Stated exercise »
Please transcribe the data that follows without the pictures, keeping every word the same.

Recorded data »

——

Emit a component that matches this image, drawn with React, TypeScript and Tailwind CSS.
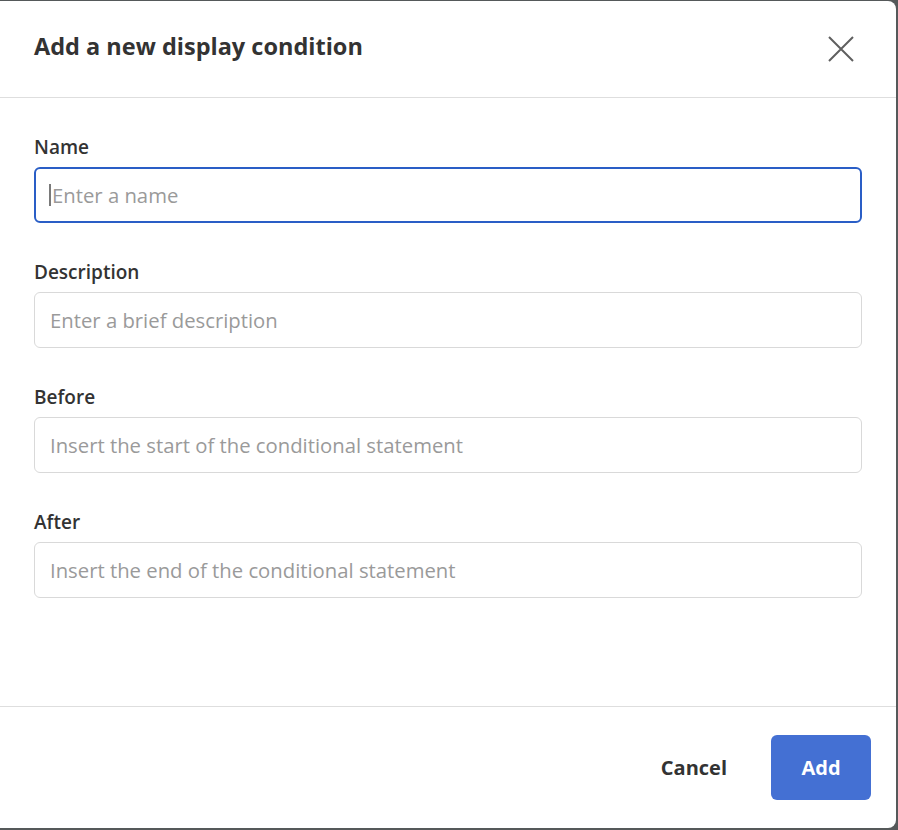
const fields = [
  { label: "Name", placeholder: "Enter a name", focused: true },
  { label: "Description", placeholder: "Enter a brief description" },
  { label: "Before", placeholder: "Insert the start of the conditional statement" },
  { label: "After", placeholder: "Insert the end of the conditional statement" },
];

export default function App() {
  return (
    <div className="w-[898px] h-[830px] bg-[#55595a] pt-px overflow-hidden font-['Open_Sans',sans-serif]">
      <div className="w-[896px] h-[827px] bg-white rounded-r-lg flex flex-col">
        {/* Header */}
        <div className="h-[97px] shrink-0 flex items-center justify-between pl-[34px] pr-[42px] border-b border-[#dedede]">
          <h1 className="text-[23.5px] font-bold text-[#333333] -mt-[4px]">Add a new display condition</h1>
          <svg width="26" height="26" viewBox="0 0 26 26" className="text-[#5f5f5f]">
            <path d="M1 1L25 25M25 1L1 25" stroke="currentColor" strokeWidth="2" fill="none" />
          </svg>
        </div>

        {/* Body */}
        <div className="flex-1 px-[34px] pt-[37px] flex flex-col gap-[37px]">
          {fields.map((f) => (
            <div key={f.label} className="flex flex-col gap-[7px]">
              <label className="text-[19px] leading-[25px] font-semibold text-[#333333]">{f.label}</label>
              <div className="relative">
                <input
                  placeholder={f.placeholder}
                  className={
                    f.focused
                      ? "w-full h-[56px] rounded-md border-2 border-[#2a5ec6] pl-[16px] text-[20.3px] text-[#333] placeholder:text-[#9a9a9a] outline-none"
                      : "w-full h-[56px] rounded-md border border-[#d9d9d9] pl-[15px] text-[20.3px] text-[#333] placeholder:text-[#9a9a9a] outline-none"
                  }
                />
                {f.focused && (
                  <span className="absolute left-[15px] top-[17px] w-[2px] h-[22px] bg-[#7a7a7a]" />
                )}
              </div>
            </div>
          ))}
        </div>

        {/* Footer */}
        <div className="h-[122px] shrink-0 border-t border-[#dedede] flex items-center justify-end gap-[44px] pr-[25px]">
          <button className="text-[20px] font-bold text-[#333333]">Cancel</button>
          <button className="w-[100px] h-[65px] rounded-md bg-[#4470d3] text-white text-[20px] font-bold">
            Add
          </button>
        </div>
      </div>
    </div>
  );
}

——

Reply »
Emit a component that matches this image, drawn with React, TypeScript and Tailwind CSS.
const fields = [
  { label: "Name", placeholder: "Enter a name", focused: true },
  { label: "Description", placeholder: "Enter a brief description" },
  { label: "Before", placeholder: "Insert the start of the conditional statement" },
  { label: "After", placeholder: "Insert the end of the conditional statement" },
];

export default function App() {
  return (
    <div className="w-[898px] h-[830px] bg-[#55595a] pt-px overflow-hidden font-['Open_Sans',sans-serif]">
      <div className="w-[896px] h-[827px] bg-white rounded-r-lg flex flex-col">
        {/* Header */}
        <div className="h-[97px] shrink-0 flex items-center justify-between pl-[34px] pr-[42px] border-b border-[#dedede]">
          <h1 className="text-[23.5px] font-bold text-[#333333] -mt-[4px]">Add a new display condition</h1>
          <svg width="26" height="26" viewBox="0 0 26 26" className="text-[#5f5f5f]">
            <path d="M1 1L25 25M25 1L1 25" stroke="currentColor" strokeWidth="2" fill="none" />
          </svg>
        </div>

        {/* Body */}
        <div className="flex-1 px-[34px] pt-[37px] flex flex-col gap-[37px]">
          {fields.map((f) => (
            <div key={f.label} className="flex flex-col gap-[7px]">
              <label className="text-[19px] leading-[25px] font-semibold text-[#333333]">{f.label}</label>
              <div className="relative">
                <input
                  placeholder={f.placeholder}
                  className={
                    f.focused
                      ? "w-full h-[56px] rounded-md border-2 border-[#2a5ec6] pl-[16px] text-[20.3px] text-[#333] placeholder:text-[#9a9a9a] outline-none"
                      : "w-full h-[56px] rounded-md border border-[#d9d9d9] pl-[15px] text-[20.3px] text-[#333] placeholder:text-[#9a9a9a] outline-none"
                  }
                />
                {f.focused && (
                  <span className="absolute left-[15px] top-[17px] w-[2px] h-[22px] bg-[#7a7a7a]" />
                )}
              </div>
            </div>
          ))}
        </div>

        {/* Footer */}
        <div className="h-[122px] shrink-0 border-t border-[#dedede] flex items-center justify-end gap-[44px] pr-[25px]">
          <button className="text-[20px] font-bold text-[#333333]">Cancel</button>
          <button className="w-[100px] h-[65px] rounded-md bg-[#4470d3] text-white text-[20px] font-bold">
            Add
          </button>
        </div>
      </div>
    </div>
  );
}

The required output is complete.